Return a copy of each line that holds the string "React".
══ PROVIDED DATA
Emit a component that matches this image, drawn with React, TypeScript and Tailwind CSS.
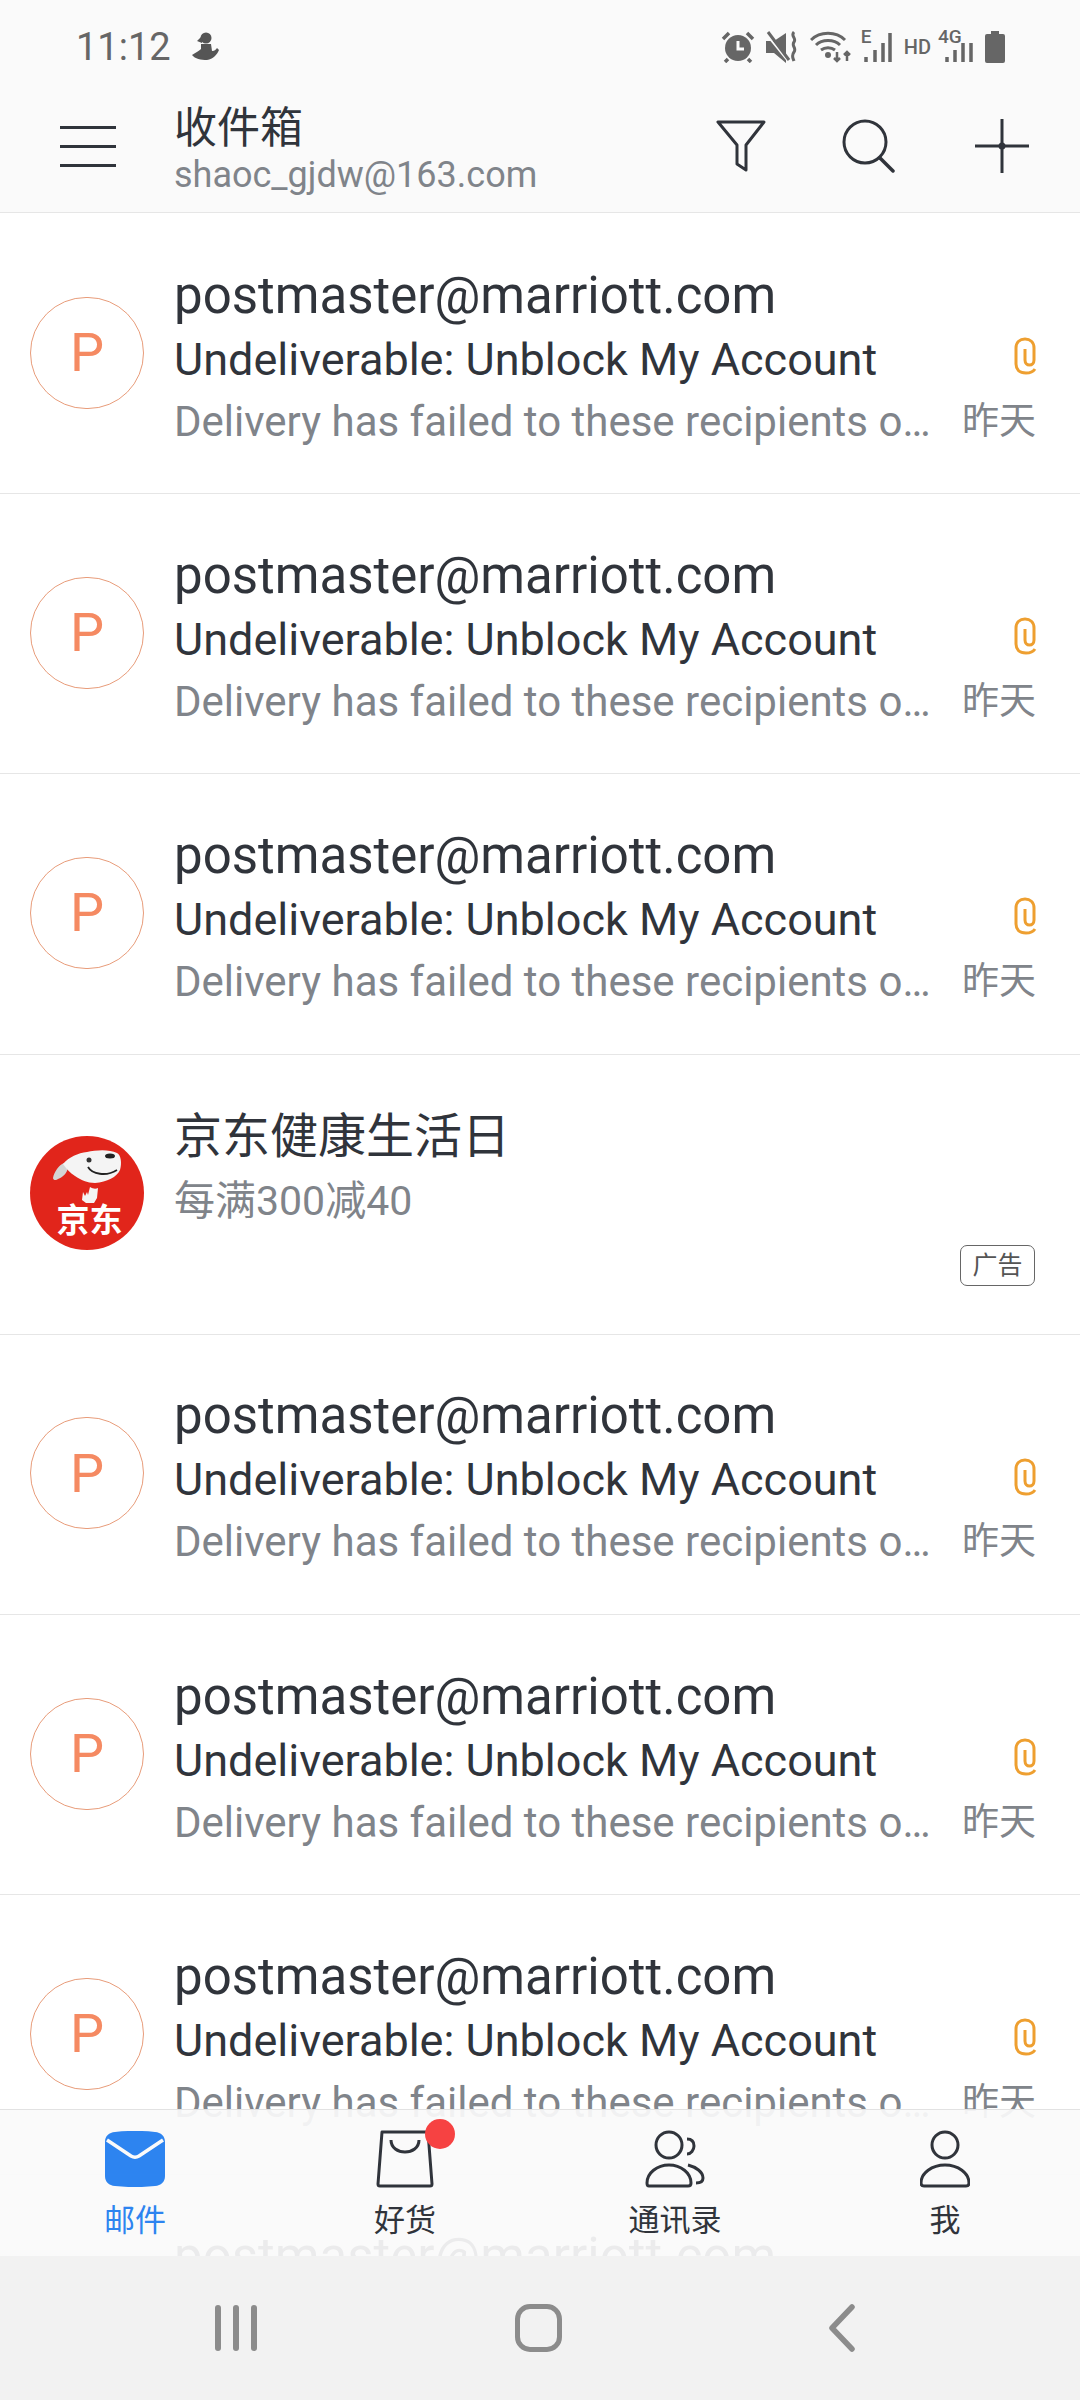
import React from 'react';

const FONT = "font-[Roboto,'Noto_Sans_CJK_SC',sans-serif]";

function StatusIcons() {
  return (
    <div className="flex items-center text-[#666666]">
      <svg width="34" height="32" viewBox="0 0 34 32">
        <circle cx="17" cy="17" r="13" fill="#666666" />
        <path d="M17 10v8h6" fill="none" stroke="#fafafa" strokeWidth="3" />
        <path d="M2 8l6-6M32 8l-6-6M7 28l-3 3M27 28l3 3" stroke="#666666" strokeWidth="3.500" fill="none" />
      </svg>
      <svg width="32" height="32" viewBox="0 0 32 32" className="ml-[11px]">
        <path d="M0 10h8l12-8v30L8 22H0z" fill="#666666" />
        <path d="M0 3l22 27" stroke="#fafafa" strokeWidth="2" />
        <path d="M2 1l21 28" stroke="#666666" strokeWidth="3" />
        <path d="M28 1c-4 4 3 6 0 10s3 6 0 10-1 6 0 9" fill="none" stroke="#666666" strokeWidth="3" />
      </svg>
      <svg width="42" height="32" viewBox="0 0 42 32" className="ml-[12px]">
        <path d="M1 9c9-9 25-9 34 0M6 14c6-6 18-6 24 0M11 19c4-3 10-3 14 0" fill="none" stroke="#666666" strokeWidth="3" />
        <circle cx="18" cy="24" r="3" fill="#666666" />
        <path d="M27 21v9M24 27l3 3 3-3M37 30v-9M34 24l3-3 3 3" fill="none" stroke="#666666" strokeWidth="2.500" />
      </svg>
      <div className="relative ml-[9px] h-[32px] w-[32px]">
        <span className="absolute left-0 top-[-3px] text-[19px] font-medium leading-[18px]">E</span>
        <svg width="32" height="32" viewBox="0 0 32 32" className="absolute inset-0">
          <path d="M5 26v5M14 19v12M22 12v19M29 2v29" stroke="#666666" strokeWidth="3.500" fill="none" />
        </svg>
      </div>
      <span className="ml-[11px] text-[20px] font-medium leading-none">HD</span>
      <div className="relative ml-[7px] h-[32px] w-[36px]">
        <span className="absolute left-0 top-[-3px] text-[19px] font-medium leading-[18px]">4G</span>
        <svg width="36" height="32" viewBox="0 0 36 32" className="absolute inset-0">
          <path d="M9 26v5M17 19v12M25 12v19M33 12v19" stroke="#666666" strokeWidth="3.500" fill="none" />
        </svg>
      </div>
      <svg width="20" height="32" viewBox="0 0 20 32" className="ml-[11px]">
        <path d="M6 0h8v3h4a2 2 0 0 1 2 2v25a2 2 0 0 1-2 2H2a2 2 0 0 1-2-2V5a2 2 0 0 1 2-2h4z" fill="#666666" />
      </svg>
    </div>
  );
}

function Header() {
  return (
    <div className="shrink-0 border-b border-[#e6e6e6] bg-[#fafafa]">
      <div className="flex h-[94px] items-center justify-between pl-[76px] pr-[75px]">
        <div className="flex items-center">
          <span className="text-[38px] leading-none text-[#666666]">11:12</span>
          <svg width="28" height="30" viewBox="0 0 28 30" className="ml-[20px]">
            <circle cx="15" cy="6" r="5.500" fill="#555555" />
            <path d="M12 3L6 9l5 2zM10 12h10l1 7c3 0 4-2 5-3l2 2c-2 5-6 9-12 10-6 0-12-1-15-5 3-2 7-4 9-6z" fill="#555555" />
          </svg>
        </div>
        <StatusIcons />
      </div>
      <div className="flex h-[118px] items-center pb-[14px] pl-[60px] pr-[51px]">
        <div className="flex w-[56px] flex-col gap-[16px]">
          <div className="h-[3px] bg-[#30343b]" />
          <div className="h-[3px] bg-[#30343b]" />
          <div className="h-[3px] bg-[#30343b]" />
        </div>
        <div className="ml-[58px] flex-1 pt-[7px]">
          <div className="text-[43px] leading-[50px] text-[#30343b]">收件箱</div>
          <div className="mt-[1px] text-[36px] leading-[42px] text-[#80848a]">shaoc_gjdw@163.com</div>
        </div>
        <svg width="50" height="52" viewBox="0 0 50 52">
          <path d="M2 2h46L30 25v25l-9-6V25z" fill="none" stroke="#30343b" strokeWidth="3" strokeLinejoin="round" />
        </svg>
        <svg width="54" height="54" viewBox="0 0 54 54" className="ml-[76px]">
          <circle cx="23" cy="23" r="21" fill="none" stroke="#30343b" strokeWidth="3" />
          <path d="M38 39l13 13" stroke="#30343b" strokeWidth="3.500" strokeLinecap="round" />
        </svg>
        <svg width="54" height="54" viewBox="0 0 54 54" className="ml-[79px]">
          <path d="M27 0v54M0 27h54" stroke="#30343b" strokeWidth="3" />
          <circle cx="27" cy="27" r="3.500" fill="#30343b" />
        </svg>
      </div>
    </div>
  );
}

function MailRow() {
  return (
    <div className="flex h-[280.2px] shrink-0 items-center border-b border-[#e6e6e6] bg-white pl-[30px] pr-[44px]">
      <div className="mb-[2px] flex h-[112px] w-[114px] shrink-0 items-center justify-center rounded-full border border-[#e89c7a] text-[54px] font-normal text-[#f58a62]">
        P
      </div>
      <div className="ml-[30px] min-w-0 flex-1 pt-[8px]">
        <div className="text-[51px] leading-[66px] text-[#30343b]">postmaster@marriott.com</div>
        <div className="flex items-center justify-between">
          <span className="text-[45px] leading-[62px] text-[#30343b]">Undeliverable: Unblock My Account</span>
          <svg width="24" height="38" viewBox="0 0 24 38" className="mb-[7px] mr-[-1px]">
            <path
              d="M22 32c-2 3-5 4-9 4-7 0-10-4-10-9V11c0-6 4-9 9-9s9 3 9 9v12c0 3-2 5-4.500 5S12 26 12 23V12"
              fill="none"
              stroke="#ee9f30"
              strokeWidth="3"
            />
          </svg>
        </div>
        <div className="flex items-center justify-between">
          <span className="w-[762px] truncate text-[42px] leading-[62px] text-[#80848a]">
            Delivery has failed to these recipients or groups
          </span>
          <span className="text-[37px] leading-[62px] text-[#80848a]">昨天</span>
        </div>
      </div>
    </div>
  );
}

function JdLogo() {
  return (
    <svg width="114" height="114" viewBox="0 0 114 114" className="mb-[2px] shrink-0">
      <circle cx="57" cy="57" r="57" fill="#e1251b" />
      <path d="M34 27c-5 2-10 9-11 15 0 2 3 3 5 1 5-2 9-6 10-11z" fill="#d4d4d4" />
      <path d="M33 28c6-7 15-11 24-12 9-2 22-3 30 1 4 2 5 10 3 17-3 7-13 12-25 13-8 0-14-3-20-7-5-3-9-8-12-12z" fill="#f4f4f4" />
      <circle cx="59" cy="24" r="2.500" fill="#333333" />
      <ellipse cx="80" cy="20" rx="5" ry="2.500" fill="#222222" />
      <path d="M58 31c4 7 18 10 29 3" fill="none" stroke="#222222" strokeWidth="1.800" />
      <path d="M60 51c3 2 6 2 8 1l-1 10-3 5h-8l-4-3 1-8 2 4 2-4 1 3z" fill="#f4f4f4" />
      <text x="59.500" y="96" textAnchor="middle" fontSize="33" fontWeight="700" fill="#ffffff" fontFamily="'Noto Sans CJK SC', sans-serif">
        京东
      </text>
    </svg>
  );
}

function AdRow() {
  return (
    <div className="flex h-[280.2px] shrink-0 items-center border-b border-[#e6e6e6] bg-white pl-[30px] pr-[45px]">
      <JdLogo />
      <div className="ml-[30px] flex-1 self-start pt-[50px]">
        <div className="text-[48px] leading-[64px] text-[#30343b]">京东健康生活日</div>
        <div className="mt-[1px] text-[41px] leading-[62px] text-[#80848a]">每满300减40</div>
        <div className="mt-[13px] flex justify-end">
          <span className="flex h-[41px] w-[75px] items-center justify-center rounded-[7px] border border-[#666666] text-[25px] leading-none text-[#555555]">
            广告
          </span>
        </div>
      </div>
    </div>
  );
}

function MailIcon() {
  return (
    <svg width="60" height="56" viewBox="0 0 60 56">
      <path d="M10 1c13-1.500 27-1.500 40 0 6 .500 10 4 10 10v34c0 6-4 9.500-10 10-13 1.500-27 1.500-40 0-6-.500-10-4-10-10V11C0 5 4 1.500 10 1z" fill="#2d84f0" />
      <path d="M2 9l24 16c2.500 1.500 5.500 1.500 8 0L58 9" fill="none" stroke="#fafafa" strokeWidth="3.500" />
    </svg>
  );
}

function BagIcon() {
  return (
    <svg width="58" height="58" viewBox="0 0 58 58">
      <path d="M6 2h46l4 52a2 2 0 0 1-2 2H4a2 2 0 0 1-2-2z" fill="none" stroke="#30343b" strokeWidth="3" strokeLinejoin="round" />
      <path d="M15 10c0 16 28 16 28 0" fill="none" stroke="#30343b" strokeWidth="3" />
    </svg>
  );
}

function ContactsIcon() {
  return (
    <svg width="60" height="58" viewBox="0 0 60 58" fill="none" stroke="#30343b" strokeWidth="3">
      <circle cx="24" cy="15" r="13" />
      <path d="M4 56h39c2 0 3-1 3-3 0-10-10-18-22-18S2 43 2 53c0 2 1 3 2 3z" />
      <path d="M42 9c5 0 7 3 7 7s-3 8-7 8M43 35c8 2 15 7 15 13 0 3-2 5-7 5" />
    </svg>
  );
}

function PersonIcon() {
  return (
    <svg width="50" height="58" viewBox="0 0 50 58" fill="none" stroke="#30343b" strokeWidth="3">
      <circle cx="25" cy="15" r="13" />
      <path d="M4 56h42c2 0 3-1 3-3 0-10-11-18-24-18S1 43 1 53c0 2 1 3 3 3z" />
    </svg>
  );
}

function TabBar() {
  return (
    <div className="absolute bottom-[144px] left-0 right-0 grid h-[147px] grid-cols-4 border-t border-[#e2e2e2] bg-[#fafafa]/93">
      <div className="flex flex-col items-center pt-[20px]">
        <div className="flex h-[58px] items-center"><MailIcon /></div>
        <span className="mt-[13px] text-[31px] leading-[40px] text-[#2d84f0]">邮件</span>
      </div>
      <div className="flex flex-col items-center pt-[20px]">
        <div className="relative flex h-[58px] items-center">
          <BagIcon />
          <span className="absolute right-[-21px] top-[-11px] h-[30px] w-[30px] rounded-full bg-[#f64242]" />
        </div>
        <span className="mt-[13px] text-[31px] leading-[40px] text-[#30343b]">好货</span>
      </div>
      <div className="flex flex-col items-center pt-[20px]">
        <div className="flex h-[58px] items-center"><ContactsIcon /></div>
        <span className="mt-[13px] text-[31px] leading-[40px] text-[#30343b]">通讯录</span>
      </div>
      <div className="flex flex-col items-center pt-[20px]">
        <div className="flex h-[58px] items-center"><PersonIcon /></div>
        <span className="mt-[13px] text-[31px] leading-[40px] text-[#30343b]">我</span>
      </div>
    </div>
  );
}

function NavBar() {
  return (
    <div className="absolute bottom-0 left-0 right-0 grid h-[144px] grid-cols-3 items-center bg-[#f2f2f2] px-[84px]">
      <div className="flex justify-center gap-[12px]">
        <div className="h-[46px] w-[6px] rounded-full bg-[#8c8c8c]" />
        <div className="h-[46px] w-[6px] rounded-full bg-[#8c8c8c]" />
        <div className="h-[46px] w-[6px] rounded-full bg-[#8c8c8c]" />
      </div>
      <div className="flex justify-center pr-[4px]">
        <div className="h-[48px] w-[47px] rounded-[15px] border-[5px] border-[#8c8c8c]" />
      </div>
      <div className="flex justify-center pr-[4px]">
        <svg width="26" height="48" viewBox="0 0 26 48">
          <path d="M23 3L3 24l20 21" fill="none" stroke="#8c8c8c" strokeWidth="5.500" strokeLinecap="round" strokeLinejoin="round" />
        </svg>
      </div>
    </div>
  );
}

export default function App() {
  return (
    <div className={`relative flex h-[2400px] w-[1080px] flex-col overflow-hidden bg-white ${FONT}`}>
      <Header />
      <div className="flex flex-col pt-[1px]">
        <MailRow />
        <MailRow />
        <MailRow />
        <AdRow />
        <MailRow />
        <MailRow />
        <MailRow />
        <MailRow />
      </div>
      <TabBar />
      <NavBar />
    </div>
  );
}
════
▸ **RESPONSE TO THE EXERCISE**
Emit a component that matches this image, drawn with React, TypeScript and Tailwind CSS.
import React from 'react';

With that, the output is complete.